"It took us all by surprise that this drink has been selling so well, but it's the breakout hit," Joaquin Simó told us. "I thought corn milk in a cocktail would turn some people off, but no." Simó's conception of this cocktail—corn milk, two bourbons, orgeat, lemon, Pierre Ferrand Dry Curaçao—came through a long line of associations.
"I was reading on this website about street food in Thailand, and across from food stalls there are often different stalls that sell only drinks. There's one they make by pureeing raw corn, with a little honey and cinnamon. That got me thinking about Mexican horchata vendors, because you'll also see them on the street near taco or torta sellers... and that got me thinking about Spanish horchata, made with almonds, which made me think of orgeat—which is when it hit me, I'll make a corn milk Mai Tai." So the orgeat figures in there, but Simó swapped out rum for bourbon ("which makes sense with the corn, of course")—a blend of the wheated Weller Special Reserve and a more rye-heavy Eagle Rare. Simó then carefully knots a long strand of orange zest that spills out of the glass. "If you're a bartender and you can't find drama in the presentation of a tiki drink, you should reconsider your line of work."
Bonita Applebum (all house cocktails are $14)
Most of the ingredients of this drink come together ahead of time—pineapple is macerated in Laird's apple brandy, Luxardo Maraschino, Campari, and Sailor Jerry rum, which forms the base of the drink. That's shaken with egg white ("which really brings it together—you wouldn't think anything with pineapple would need help with mouthfeel, but this drink needed that egg white"). It's bright and balanced, what Simó calls "something for people who've never had an egg white drink, maybe; it ends up with a lot of fruit, between the apple and pineapple, but still remarkably quite dry."

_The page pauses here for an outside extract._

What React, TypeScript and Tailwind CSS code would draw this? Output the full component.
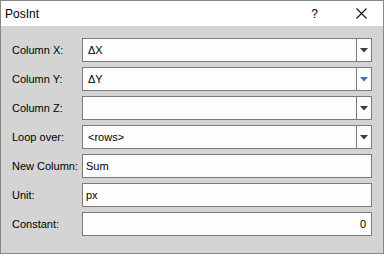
import React from 'react';

type Row =
  | { label: string; kind: 'combo'; value: string; hover?: boolean }
  | { label: string; kind: 'edit'; value: string; align?: 'right' };

const rows: Row[] = [
  { label: 'Column X:', kind: 'combo', value: 'ΔX' },
  { label: 'Column Y:', kind: 'combo', value: 'ΔY', hover: true },
  { label: 'Column Z:', kind: 'combo', value: '' },
  { label: 'Loop over:', kind: 'combo', value: '<rows>' },
  { label: 'New Column:', kind: 'edit', value: 'Sum' },
  { label: 'Unit:', kind: 'edit', value: 'px' },
  { label: 'Constant:', kind: 'edit', value: '0', align: 'right' },
];

const Arrow = ({ blue }: { blue?: boolean }) => (
  <svg width="8" height="5" viewBox="0 0 8 5">
    <path d="M0 0 H8 L4 4.5 Z" fill={blue ? '#2b73d6' : '#3c3c3c'} />
  </svg>
);

export default function App() {
  return (
    <div
      className="w-[384px] h-[254px] border border-[#878787] flex flex-col text-[11px] text-black"
      style={{ fontFamily: '"Liberation Sans", Arial, sans-serif' }}
    >
      {/* title bar */}
      <div className="h-[25px] bg-white flex items-center shrink-0">
        <span className="pl-[4px] text-[12px]">PosInt</span>
        <span className="ml-auto mr-[38px] text-[12px]">?</span>
        <svg width="11" height="11" viewBox="0 0 11 11" className="mr-[16px]">
          <path d="M0.5 0.5 L10.5 10.5 M10.5 0.5 L0.5 10.5" stroke="#111" strokeWidth="1.1" />
        </svg>
      </div>

      {/* body */}
      <div className="flex-1 bg-[#d4d4d4] px-[11px] pt-[12px]">
        <div className="grid grid-cols-[70px_290px] gap-y-[5px]">
          {rows.map((r) => (
            <React.Fragment key={r.label}>
              <div className="h-[24px] flex items-center">{r.label}</div>
              <div className="h-[24px] border border-[#7b7b7b] bg-[#fdfdfd] flex items-stretch">
                {r.kind === 'combo' ? (
                  <>
                    <div className="flex-1 flex items-center pl-[5px]">{r.value}</div>
                    <div className="w-[15px] border-l border-[#7b7b7b] flex items-center justify-center">
                      <Arrow blue={r.hover} />
                    </div>
                  </>
                ) : (
                  <div
                    className={`flex-1 flex items-center px-[3px] ${
                      r.align === 'right' ? 'justify-end pr-[5px]' : ''
                    }`}
                  >
                    {r.value}
                  </div>
                )}
              </div>
            </React.Fragment>
          ))}
        </div>
      </div>
    </div>
  );
}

And the name? "We knew we wanted something fun and cheeky, something referencing apples… and on a plane I saw this Michael Rapaport documentary, about A Tribe Called Quest, and "Bonita Applebum" hit—I totally remember dancing to that on back patios in Miami. That song did a lot of good things for a lot of people." And the song is on the Pouring Ribbons playlist.
"It's a bunch of ingredients no one has ever heard of," says Simó, "but we essentially designed it as a lighter-bodied Manhattan. With sweet and bitter notes, but not so heavy on fall spices—it's still the last push of summer." A stirred cocktail of Weller 107 bourbon, two gentian liqueurs (Aveze and Salers), and Galliano L'Autentico ("with its beautiful herbal and vanilla notes"). "All these gentians are pretty much unheard of in the States, which is a shame."
Lust for Life
"We envisioned this as a really accessible mezcal drink; the smoke here isn't overwhelming." Pineapple and orgeat lend richness while sherry (Lustau Palo Cortado "Peninsula") brings out the orgeat's nutty flavors, "and contributes beautiful dried fruit flavors as well." Simó finds sherry "just about the most underrated cocktail ingredient"; among other reasons, "because It's an opportunity to add acid in a complex, non-citrus form." It's topped with a shake of alkalized cocoa; "Ever since a trip to Oaxaca, mezcal and cocoa have been indelibly linked, for me." It's vibrantly acidic and with the mezcal and the sherry, there's a bit of a savory undertone; "mezcal has those brinier, saline elements, and a bit of an earthy funk."
One Flight Up
"I hope the name for this one is self-explanatory," chuckled Simó (Pouring Ribbons is a second-floor bar). "This is a nice riff on a pisco sour. Pisco's still sort of a wild card in the States; lots of people only know it as a sour. But we wanted a brandy-based drink, and unaged pisco works well in warmer weather." Campari and soda mingle in the bottom, above which is poured a shake of egg white, lemon, Dolin blanc, and Encanto pisco, with a bit of orange flower water ("referencing another famous egg white cocktail"). The Campari bleeds up through the paler base. "It's a different experience depending on whether you stir it or whether you don't. And how much."
"This drink really started with the caramelized pear," said Simó of this cocktail designed by Troy Sidle. "Troy had cooked some pears and was really taken with the flavor, and he'd just done a sherry tasting. I've long, long loved sherry cocktails, but it was this point when I think Troy really appreciated their variety and potential." It's a fall drink, with the various warming notes of reposado tequila, Lustau Dry Amontillado sherry, and Angostura bitters ("there are very few things Angostura doesn't make better"). Barely-muddled lemon, short shake, crushed ice, with the bitters crowning the ice pile. "It can serve just as aromatics, or you can stir it in and change the experience a bit."